The majesty of the gods might suffer when they talk like you or me, but Gaiman’s understanding of the heart of storytelling, of the cadence and pacing that creates fiction, is unparalleled and more than makes up for it:

They dug a pit and built a fire of wood in the pit, and they slaughtered an ox and buried it in the bed of hot coals, and they waited for the food to be done.

They opened the pit, but the meat was still raw and bloody.

Again they lit a fire. Again they waited. Again the meat had not even been warmed by the heat of the fire.

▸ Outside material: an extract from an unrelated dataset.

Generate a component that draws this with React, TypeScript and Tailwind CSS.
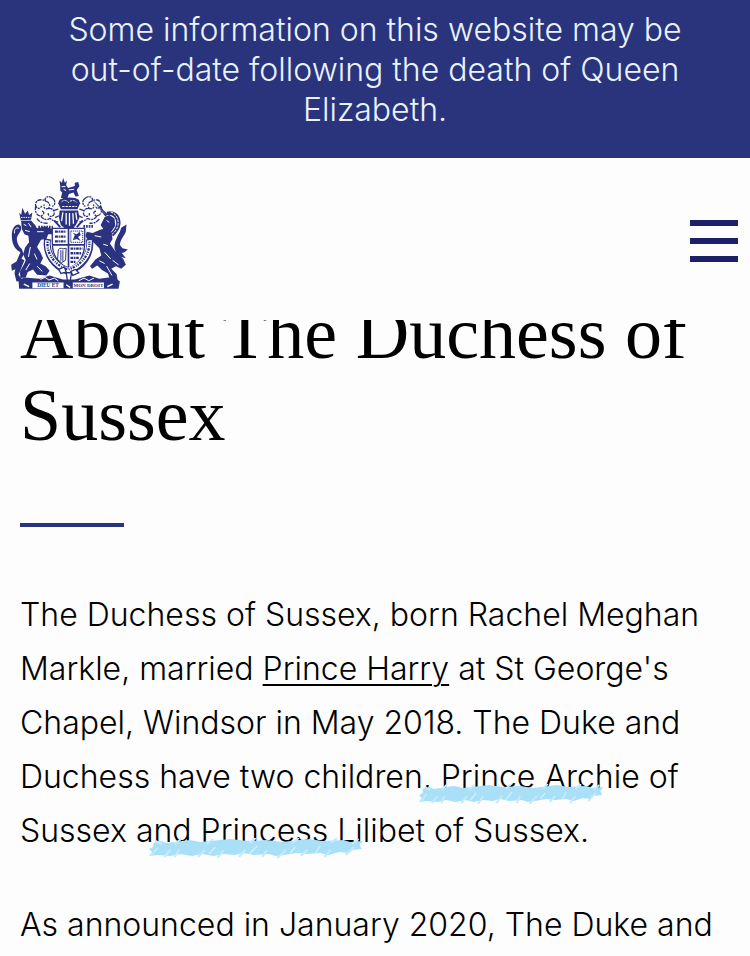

All that’s happening here is the gods are failing to cook beef. That’s it, but the cadence here, the sentence structure and the repetition shapes the story perfectly. Read it out loud and pay attention to how it flows. It seems so simple, but it’s flawless, and demonstrates how Gaiman is not just some guy who likes Norse myths. It’s not just his talent that’s clear; his love of the stories shines through as well. It’s hard to explain the exact effect this has on the book, but all I can say is Gaiman deeply respects and loves his subject matter, and the effort this pulls from him makes the book better.

The final question you have to ask whenever an author takes the time to rewrite stories that already exist is, was it worthwhile? Should they have done it? In this case, the answer is yes. Gaiman’s retelling is straightforward and clear. The language is polished and fitted together as only a writer with decades of practice could do it. The book walks a perfect line between faithfulness to its source material and modification for a modern audience. The only possible half-criticism that even exists for it, that the book just isn’t as majestic as the poetry, is invalid. It’s like someone who orders sushi leaving a bad review on Yelp because *gasp* it was raw fish! The book is what it is, and it’s unfair to criticize anything for not being what it was never meant to be. Besides, choosing to land on the side of accessibility might be Gaiman’s best decision here. If this book inspires some kid to be the next Neil Gaiman, it will have more than justified its existence.